Repeat the listing exactly as given, omitting every image.

━━━━━━━━

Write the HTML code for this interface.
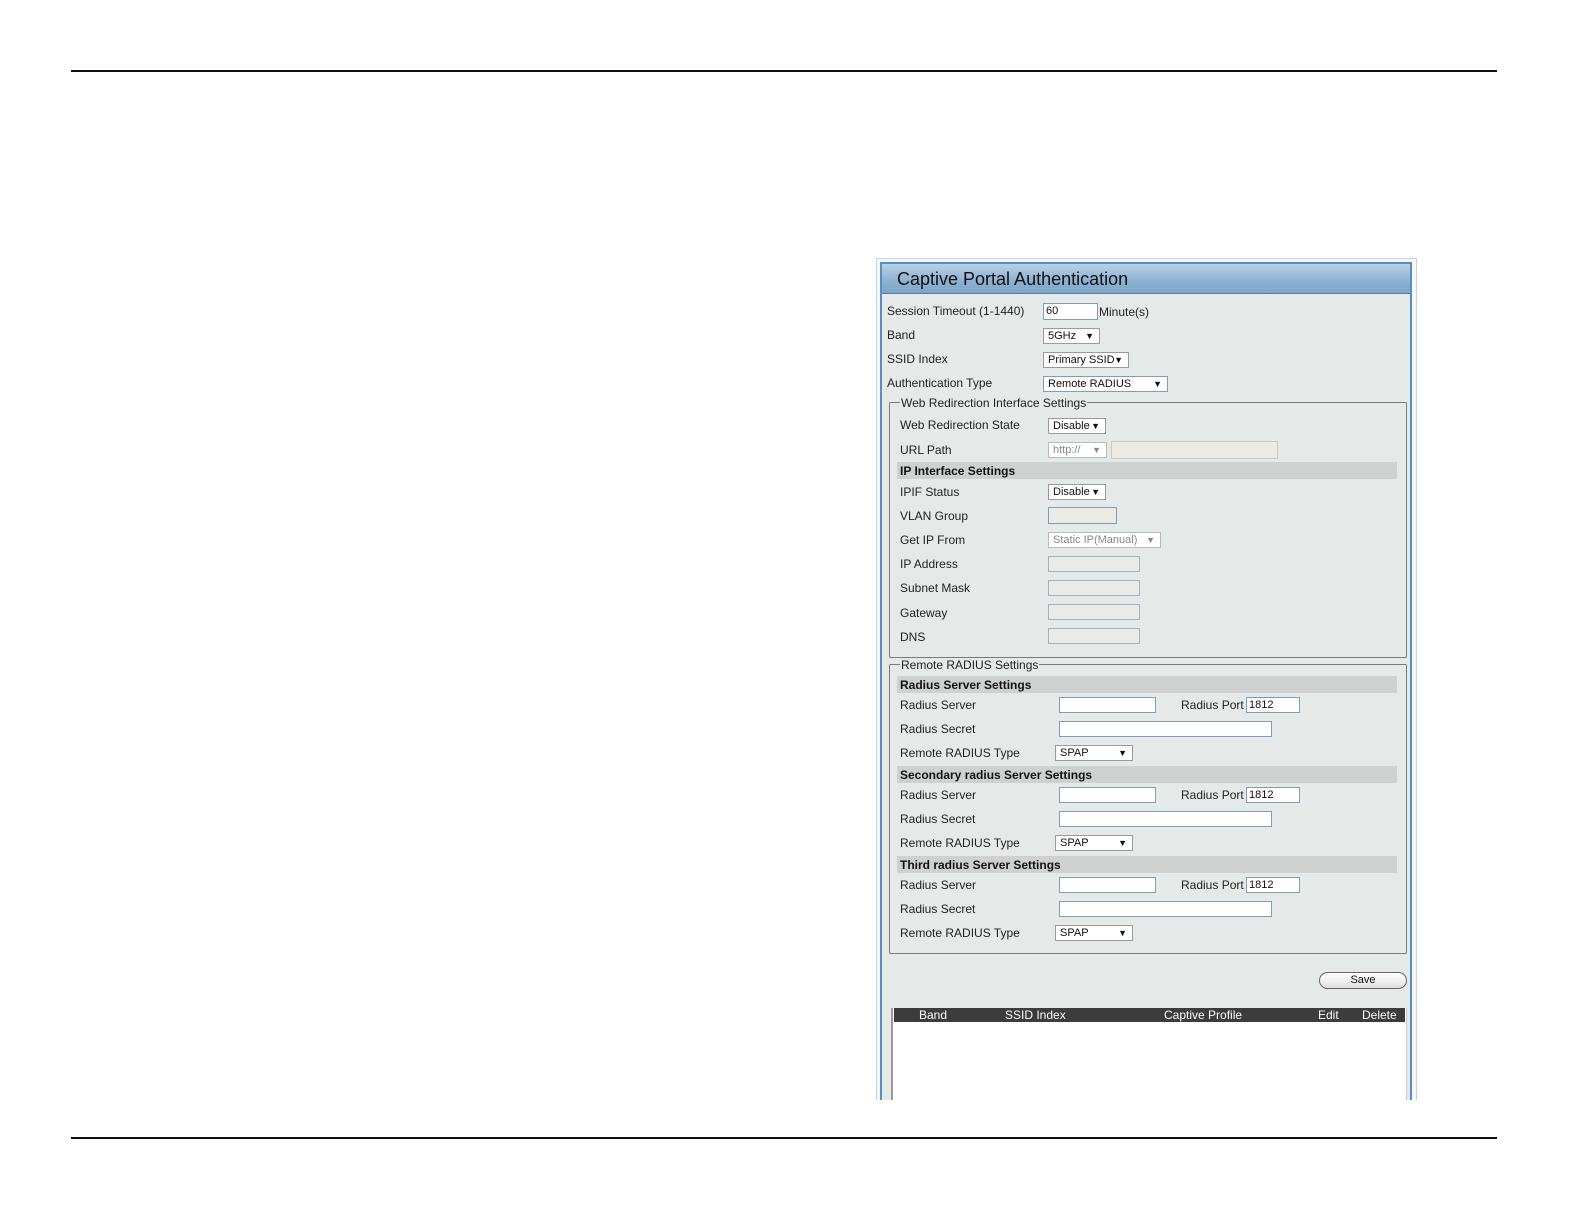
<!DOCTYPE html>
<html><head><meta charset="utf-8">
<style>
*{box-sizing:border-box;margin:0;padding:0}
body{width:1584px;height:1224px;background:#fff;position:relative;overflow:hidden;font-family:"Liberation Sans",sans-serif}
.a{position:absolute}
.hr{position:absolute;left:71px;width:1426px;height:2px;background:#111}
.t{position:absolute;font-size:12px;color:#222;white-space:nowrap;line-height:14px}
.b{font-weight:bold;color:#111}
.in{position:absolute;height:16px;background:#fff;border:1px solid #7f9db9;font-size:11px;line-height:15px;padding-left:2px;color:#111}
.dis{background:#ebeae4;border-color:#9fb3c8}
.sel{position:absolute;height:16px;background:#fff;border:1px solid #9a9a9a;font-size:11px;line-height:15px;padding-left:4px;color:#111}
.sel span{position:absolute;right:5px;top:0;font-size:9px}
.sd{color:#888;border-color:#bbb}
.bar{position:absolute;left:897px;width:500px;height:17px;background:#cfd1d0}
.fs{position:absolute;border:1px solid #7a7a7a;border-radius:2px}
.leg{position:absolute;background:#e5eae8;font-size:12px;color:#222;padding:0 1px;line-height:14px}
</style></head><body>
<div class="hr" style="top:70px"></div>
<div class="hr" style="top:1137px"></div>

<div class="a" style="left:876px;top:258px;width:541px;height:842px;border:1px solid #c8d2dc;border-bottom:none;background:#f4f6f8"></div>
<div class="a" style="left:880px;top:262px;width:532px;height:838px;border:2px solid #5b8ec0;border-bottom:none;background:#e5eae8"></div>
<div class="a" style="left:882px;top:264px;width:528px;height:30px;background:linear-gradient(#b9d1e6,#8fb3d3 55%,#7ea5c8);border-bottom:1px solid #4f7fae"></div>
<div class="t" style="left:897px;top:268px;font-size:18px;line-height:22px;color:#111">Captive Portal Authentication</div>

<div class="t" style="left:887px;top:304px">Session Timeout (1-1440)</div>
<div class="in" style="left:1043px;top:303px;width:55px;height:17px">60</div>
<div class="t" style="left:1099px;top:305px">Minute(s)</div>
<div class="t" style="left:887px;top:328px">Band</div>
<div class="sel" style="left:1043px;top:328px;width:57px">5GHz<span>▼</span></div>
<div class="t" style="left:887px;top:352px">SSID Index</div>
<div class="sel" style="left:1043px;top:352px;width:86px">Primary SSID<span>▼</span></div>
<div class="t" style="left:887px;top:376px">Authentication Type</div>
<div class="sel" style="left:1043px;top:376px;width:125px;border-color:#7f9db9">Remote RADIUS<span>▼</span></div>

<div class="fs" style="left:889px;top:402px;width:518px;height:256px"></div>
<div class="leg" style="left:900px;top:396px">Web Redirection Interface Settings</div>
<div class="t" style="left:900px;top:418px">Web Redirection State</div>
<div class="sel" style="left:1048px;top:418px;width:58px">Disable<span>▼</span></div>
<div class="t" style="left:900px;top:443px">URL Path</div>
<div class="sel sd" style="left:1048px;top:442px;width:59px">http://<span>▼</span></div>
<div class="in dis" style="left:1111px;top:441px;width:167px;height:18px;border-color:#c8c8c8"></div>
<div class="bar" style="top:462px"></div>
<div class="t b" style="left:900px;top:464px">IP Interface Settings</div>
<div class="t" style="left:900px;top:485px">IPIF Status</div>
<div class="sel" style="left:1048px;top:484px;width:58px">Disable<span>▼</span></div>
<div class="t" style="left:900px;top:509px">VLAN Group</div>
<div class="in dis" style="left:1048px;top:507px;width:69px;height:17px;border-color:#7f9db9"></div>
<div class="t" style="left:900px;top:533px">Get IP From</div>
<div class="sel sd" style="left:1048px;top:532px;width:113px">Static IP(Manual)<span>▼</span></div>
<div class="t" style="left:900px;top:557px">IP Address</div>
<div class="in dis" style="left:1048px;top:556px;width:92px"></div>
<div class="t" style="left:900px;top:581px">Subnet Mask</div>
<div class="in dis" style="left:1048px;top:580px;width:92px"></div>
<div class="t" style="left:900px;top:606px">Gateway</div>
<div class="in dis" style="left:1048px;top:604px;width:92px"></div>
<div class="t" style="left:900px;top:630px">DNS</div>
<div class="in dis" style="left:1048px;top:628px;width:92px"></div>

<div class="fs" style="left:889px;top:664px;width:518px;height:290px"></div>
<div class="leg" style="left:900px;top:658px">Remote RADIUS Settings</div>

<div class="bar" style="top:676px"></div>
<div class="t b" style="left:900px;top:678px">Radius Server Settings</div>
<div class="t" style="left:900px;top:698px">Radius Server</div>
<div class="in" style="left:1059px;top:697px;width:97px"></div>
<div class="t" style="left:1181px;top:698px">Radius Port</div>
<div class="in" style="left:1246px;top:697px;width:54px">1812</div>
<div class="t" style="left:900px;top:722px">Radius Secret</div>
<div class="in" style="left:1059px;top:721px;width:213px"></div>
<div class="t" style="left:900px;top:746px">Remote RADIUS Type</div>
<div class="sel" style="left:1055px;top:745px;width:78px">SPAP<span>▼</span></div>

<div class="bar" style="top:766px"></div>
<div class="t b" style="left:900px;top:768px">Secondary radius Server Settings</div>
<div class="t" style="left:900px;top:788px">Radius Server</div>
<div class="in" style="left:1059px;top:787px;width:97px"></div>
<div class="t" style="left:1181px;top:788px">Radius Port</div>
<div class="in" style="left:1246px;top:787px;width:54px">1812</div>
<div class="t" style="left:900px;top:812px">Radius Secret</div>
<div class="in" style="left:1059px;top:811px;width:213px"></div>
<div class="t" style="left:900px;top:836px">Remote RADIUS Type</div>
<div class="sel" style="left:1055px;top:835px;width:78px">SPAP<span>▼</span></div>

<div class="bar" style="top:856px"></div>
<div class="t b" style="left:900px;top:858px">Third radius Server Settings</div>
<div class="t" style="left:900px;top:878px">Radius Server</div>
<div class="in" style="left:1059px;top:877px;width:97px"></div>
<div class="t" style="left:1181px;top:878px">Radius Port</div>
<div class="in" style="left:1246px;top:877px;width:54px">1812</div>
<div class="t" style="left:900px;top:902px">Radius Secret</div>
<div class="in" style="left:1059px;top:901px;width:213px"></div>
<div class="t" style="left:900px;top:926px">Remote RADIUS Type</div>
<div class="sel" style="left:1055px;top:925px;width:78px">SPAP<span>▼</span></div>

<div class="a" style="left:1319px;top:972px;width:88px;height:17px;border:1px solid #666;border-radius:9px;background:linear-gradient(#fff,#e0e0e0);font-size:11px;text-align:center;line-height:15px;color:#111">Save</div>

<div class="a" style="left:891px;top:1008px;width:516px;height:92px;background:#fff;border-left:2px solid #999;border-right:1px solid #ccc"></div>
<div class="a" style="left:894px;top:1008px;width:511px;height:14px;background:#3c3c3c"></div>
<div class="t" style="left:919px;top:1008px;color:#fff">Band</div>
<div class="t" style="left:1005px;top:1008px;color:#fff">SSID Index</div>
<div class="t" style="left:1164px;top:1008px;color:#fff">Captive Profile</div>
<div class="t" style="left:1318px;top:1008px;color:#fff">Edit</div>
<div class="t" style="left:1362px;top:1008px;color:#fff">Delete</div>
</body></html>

━━━━━━━━

**WRITTEN REPLY**
Write the HTML code for this interface.
<!DOCTYPE html>
<html><head><meta charset="utf-8">
<style>
*{box-sizing:border-box;margin:0;padding:0}
body{width:1584px;height:1224px;background:#fff;position:relative;overflow:hidden;font-family:"Liberation Sans",sans-serif}
.a{position:absolute}
.hr{position:absolute;left:71px;width:1426px;height:2px;background:#111}
.t{position:absolute;font-size:12px;color:#222;white-space:nowrap;line-height:14px}
.b{font-weight:bold;color:#111}
.in{position:absolute;height:16px;background:#fff;border:1px solid #7f9db9;font-size:11px;line-height:15px;padding-left:2px;color:#111}
.dis{background:#ebeae4;border-color:#9fb3c8}
.sel{position:absolute;height:16px;background:#fff;border:1px solid #9a9a9a;font-size:11px;line-height:15px;padding-left:4px;color:#111}
.sel span{position:absolute;right:5px;top:0;font-size:9px}
.sd{color:#888;border-color:#bbb}
.bar{position:absolute;left:897px;width:500px;height:17px;background:#cfd1d0}
.fs{position:absolute;border:1px solid #7a7a7a;border-radius:2px}
.leg{position:absolute;background:#e5eae8;font-size:12px;color:#222;padding:0 1px;line-height:14px}
</style></head><body>
<div class="hr" style="top:70px"></div>
<div class="hr" style="top:1137px"></div>

<div class="a" style="left:876px;top:258px;width:541px;height:842px;border:1px solid #c8d2dc;border-bottom:none;background:#f4f6f8"></div>
<div class="a" style="left:880px;top:262px;width:532px;height:838px;border:2px solid #5b8ec0;border-bottom:none;background:#e5eae8"></div>
<div class="a" style="left:882px;top:264px;width:528px;height:30px;background:linear-gradient(#b9d1e6,#8fb3d3 55%,#7ea5c8);border-bottom:1px solid #4f7fae"></div>
<div class="t" style="left:897px;top:268px;font-size:18px;line-height:22px;color:#111">Captive Portal Authentication</div>

<div class="t" style="left:887px;top:304px">Session Timeout (1-1440)</div>
<div class="in" style="left:1043px;top:303px;width:55px;height:17px">60</div>
<div class="t" style="left:1099px;top:305px">Minute(s)</div>
<div class="t" style="left:887px;top:328px">Band</div>
<div class="sel" style="left:1043px;top:328px;width:57px">5GHz<span>▼</span></div>
<div class="t" style="left:887px;top:352px">SSID Index</div>
<div class="sel" style="left:1043px;top:352px;width:86px">Primary SSID<span>▼</span></div>
<div class="t" style="left:887px;top:376px">Authentication Type</div>
<div class="sel" style="left:1043px;top:376px;width:125px;border-color:#7f9db9">Remote RADIUS<span>▼</span></div>

<div class="fs" style="left:889px;top:402px;width:518px;height:256px"></div>
<div class="leg" style="left:900px;top:396px">Web Redirection Interface Settings</div>
<div class="t" style="left:900px;top:418px">Web Redirection State</div>
<div class="sel" style="left:1048px;top:418px;width:58px">Disable<span>▼</span></div>
<div class="t" style="left:900px;top:443px">URL Path</div>
<div class="sel sd" style="left:1048px;top:442px;width:59px">http://<span>▼</span></div>
<div class="in dis" style="left:1111px;top:441px;width:167px;height:18px;border-color:#c8c8c8"></div>
<div class="bar" style="top:462px"></div>
<div class="t b" style="left:900px;top:464px">IP Interface Settings</div>
<div class="t" style="left:900px;top:485px">IPIF Status</div>
<div class="sel" style="left:1048px;top:484px;width:58px">Disable<span>▼</span></div>
<div class="t" style="left:900px;top:509px">VLAN Group</div>
<div class="in dis" style="left:1048px;top:507px;width:69px;height:17px;border-color:#7f9db9"></div>
<div class="t" style="left:900px;top:533px">Get IP From</div>
<div class="sel sd" style="left:1048px;top:532px;width:113px">Static IP(Manual)<span>▼</span></div>
<div class="t" style="left:900px;top:557px">IP Address</div>
<div class="in dis" style="left:1048px;top:556px;width:92px"></div>
<div class="t" style="left:900px;top:581px">Subnet Mask</div>
<div class="in dis" style="left:1048px;top:580px;width:92px"></div>
<div class="t" style="left:900px;top:606px">Gateway</div>
<div class="in dis" style="left:1048px;top:604px;width:92px"></div>
<div class="t" style="left:900px;top:630px">DNS</div>
<div class="in dis" style="left:1048px;top:628px;width:92px"></div>

<div class="fs" style="left:889px;top:664px;width:518px;height:290px"></div>
<div class="leg" style="left:900px;top:658px">Remote RADIUS Settings</div>

<div class="bar" style="top:676px"></div>
<div class="t b" style="left:900px;top:678px">Radius Server Settings</div>
<div class="t" style="left:900px;top:698px">Radius Server</div>
<div class="in" style="left:1059px;top:697px;width:97px"></div>
<div class="t" style="left:1181px;top:698px">Radius Port</div>
<div class="in" style="left:1246px;top:697px;width:54px">1812</div>
<div class="t" style="left:900px;top:722px">Radius Secret</div>
<div class="in" style="left:1059px;top:721px;width:213px"></div>
<div class="t" style="left:900px;top:746px">Remote RADIUS Type</div>
<div class="sel" style="left:1055px;top:745px;width:78px">SPAP<span>▼</span></div>

<div class="bar" style="top:766px"></div>
<div class="t b" style="left:900px;top:768px">Secondary radius Server Settings</div>
<div class="t" style="left:900px;top:788px">Radius Server</div>
<div class="in" style="left:1059px;top:787px;width:97px"></div>
<div class="t" style="left:1181px;top:788px">Radius Port</div>
<div class="in" style="left:1246px;top:787px;width:54px">1812</div>
<div class="t" style="left:900px;top:812px">Radius Secret</div>
<div class="in" style="left:1059px;top:811px;width:213px"></div>
<div class="t" style="left:900px;top:836px">Remote RADIUS Type</div>
<div class="sel" style="left:1055px;top:835px;width:78px">SPAP<span>▼</span></div>

<div class="bar" style="top:856px"></div>
<div class="t b" style="left:900px;top:858px">Third radius Server Settings</div>
<div class="t" style="left:900px;top:878px">Radius Server</div>
<div class="in" style="left:1059px;top:877px;width:97px"></div>
<div class="t" style="left:1181px;top:878px">Radius Port</div>
<div class="in" style="left:1246px;top:877px;width:54px">1812</div>
<div class="t" style="left:900px;top:902px">Radius Secret</div>
<div class="in" style="left:1059px;top:901px;width:213px"></div>
<div class="t" style="left:900px;top:926px">Remote RADIUS Type</div>
<div class="sel" style="left:1055px;top:925px;width:78px">SPAP<span>▼</span></div>

<div class="a" style="left:1319px;top:972px;width:88px;height:17px;border:1px solid #666;border-radius:9px;background:linear-gradient(#fff,#e0e0e0);font-size:11px;text-align:center;line-height:15px;color:#111">Save</div>

<div class="a" style="left:891px;top:1008px;width:516px;height:92px;background:#fff;border-left:2px solid #999;border-right:1px solid #ccc"></div>
<div class="a" style="left:894px;top:1008px;width:511px;height:14px;background:#3c3c3c"></div>
<div class="t" style="left:919px;top:1008px;color:#fff">Band</div>
<div class="t" style="left:1005px;top:1008px;color:#fff">SSID Index</div>
<div class="t" style="left:1164px;top:1008px;color:#fff">Captive Profile</div>
<div class="t" style="left:1318px;top:1008px;color:#fff">Edit</div>
<div class="t" style="left:1362px;top:1008px;color:#fff">Delete</div>
</body></html>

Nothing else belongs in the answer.